Malala to Obama: US use of drones is 'fueling terrorism'

Young author and human rights advocate Malala Yousafzai had quite a tour of the United States this week. In the video above, she manages to flap the unflappable Jon Stewart, and it's a great segment. The 16-year-old student from Pakistan was shot in the head by the Taliban for speaking out in support of the right of girls and women to go to school.

She also met this week with US President Barack Obama. Both of them have been nominated for Nobel Prizes; Obama won in 2009, Malala was nominated this year but did not win. From the Washington Post:

Yousafzai said she was honored to meet Obama and that she raised concerns with him about the administration's use of drones, saying they are "fueling terrorism."

"I thanked President Obama for the United States' work in supporting education in Pakistan and Afghanistan and for Syrian refugees," Yousafzai said in a statement published by the Associated Press. "I also expressed my concerns that drone attacks are fueling terrorism. Innocent victims are killed in these acts, and they lead to resentment among the Pakistani people. If we refocus efforts on education it will make a big impact."

She speaks to this same point in the Daily Show interview, starting at about 13:25 in.

She was in the United States to promote her memoir, "I am Malala," and spoke at the World Bank on Friday.

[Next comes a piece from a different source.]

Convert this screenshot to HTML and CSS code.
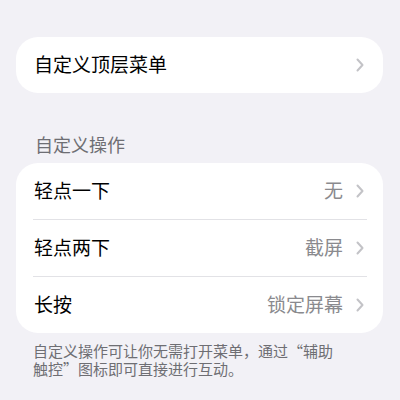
FILE: index.html
```html
<!DOCTYPE html>
<html lang="zh-CN">
<head>
<meta charset="utf-8">
<link rel="stylesheet" href="styles.css">
</head>
<body>
<div class="page">
  <div class="card single">
    <div class="row">
      <span class="label">自定义顶层菜单</span>
      <span class="right"><svg class="chev" viewBox="0 0 8 14"><path d="M1.5 1.5 L6.5 7 L1.5 12.5"/></svg></span>
    </div>
  </div>

  <div class="section-title">自定义操作</div>
  <div class="card">
    <div class="row">
      <span class="label">轻点一下</span>
      <span class="right"><span class="value">无</span><svg class="chev" viewBox="0 0 8 14"><path d="M1.5 1.5 L6.5 7 L1.5 12.5"/></svg></span>
    </div>
    <div class="sep"></div>
    <div class="row">
      <span class="label">轻点两下</span>
      <span class="right"><span class="value">截屏</span><svg class="chev" viewBox="0 0 8 14"><path d="M1.5 1.5 L6.5 7 L1.5 12.5"/></svg></span>
    </div>
    <div class="sep"></div>
    <div class="row">
      <span class="label">长按</span>
      <span class="right"><span class="value">锁定屏幕</span><svg class="chev" viewBox="0 0 8 14"><path d="M1.5 1.5 L6.5 7 L1.5 12.5"/></svg></span>
    </div>
  </div>
  <div class="footer">自定义操作可让你无需打开菜单，通过“辅助触控”图标即可直接进行互动。</div>
</div>
</body>
</html>
```

FILE: styles.css
```css
html, body {
  margin: 0;
  padding: 0;
  background: #f2f1f6;
}
body {
  font-family: "Noto Sans CJK SC", "Noto Sans", sans-serif;
  color: #000;
}
.page {
  padding: 37px 17px 0 16px;
  display: flex;
  flex-direction: column;
}
.card {
  background: #fff;
  border-radius: 22px;
  display: flex;
  flex-direction: column;
}
.row {
  height: 56px;
  box-sizing: border-box;
  display: flex;
  align-items: center;
  justify-content: space-between;
  padding: 0 19px 4px 18px;
  font-size: 19px;
}
.label {
  line-height: 1;
}
.right {
  display: flex;
  align-items: center;
  gap: 13px;
}
.value {
  color: #8a8a8e;
  line-height: 1;
}
.chev {
  width: 8px;
  height: 14px;
  margin-top: 3px;
  fill: none;
  stroke: #c3c3c7;
  stroke-width: 2;
  stroke-linecap: round;
  stroke-linejoin: round;
}
.sep {
  height: 1px;
  background: #e2e2e6;
  margin: 0 16px 0 17px;
}
.section-title {
  color: #6e6e73;
  font-size: 18px;
  line-height: 18px;
  padding: 0 0 0 19px;
  margin: 42px 0 10px;
}
.footer {
  color: #6e6e73;
  font-size: 15px;
  line-height: 18px;
  padding: 0 40px 0 17px;
  margin-top: 9px;
}
```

President Barack Obama, first lady Michelle Obama, and their daughter, Malia, meet with Malala Yousafzai in the Oval Office. (Official White House Photo by Pete Souza)

Notable Replies

  1. She's just a courageous individual no matter which way you look at it. I wish her a long and healthy life.

  2. Thank you Xeni for focusing in your title on her principled and important criticism of U.S. drones, instead of her victimization at the hands of the Taliban. The latter is all too easy to criticize, and the former is all too rarely criticized (in the U.S., that is).

  3. I think Obama should give his peace prize to her.

  4. US use of drones is terrorism.

  5. Shash says:

    First, her initial writing was apparently in Urdu, starting when she was ten or eleven. That's plenty old enough to write in your own language. That's also the age when English becomes more prominent in education generally.

    You need to understand the social stratification in the subcontinent - I think it's the same in India as well as Pakistan. For the middle and upper middle classes, which Malala's family definitely belongs to, knowledge of English is a prized possession. We get sent to schools where the medium of instruction is English, even as we learn our mother tongue at home, or as a second language at school. Many of us are bilingual, quite a few even trilingual, and most of us are more comfortable writing in English. Don't forget, her father is a school principal - hardly a case of an illiterate tribesman's daughter.

    Let's not try to create false equivalence - shooting a thirteen year old for saying something you don't like is still shooting a thirteen year old for saying something you don't like. Whatever other issues there are, the Taliban have once more revealed themselves to be a bunch of craven assholes who can only bully people into submission, not debate with them. There may be other issues with her backing or funding, but no conspiracy by any theory ever justifies shooting a child in cold blood.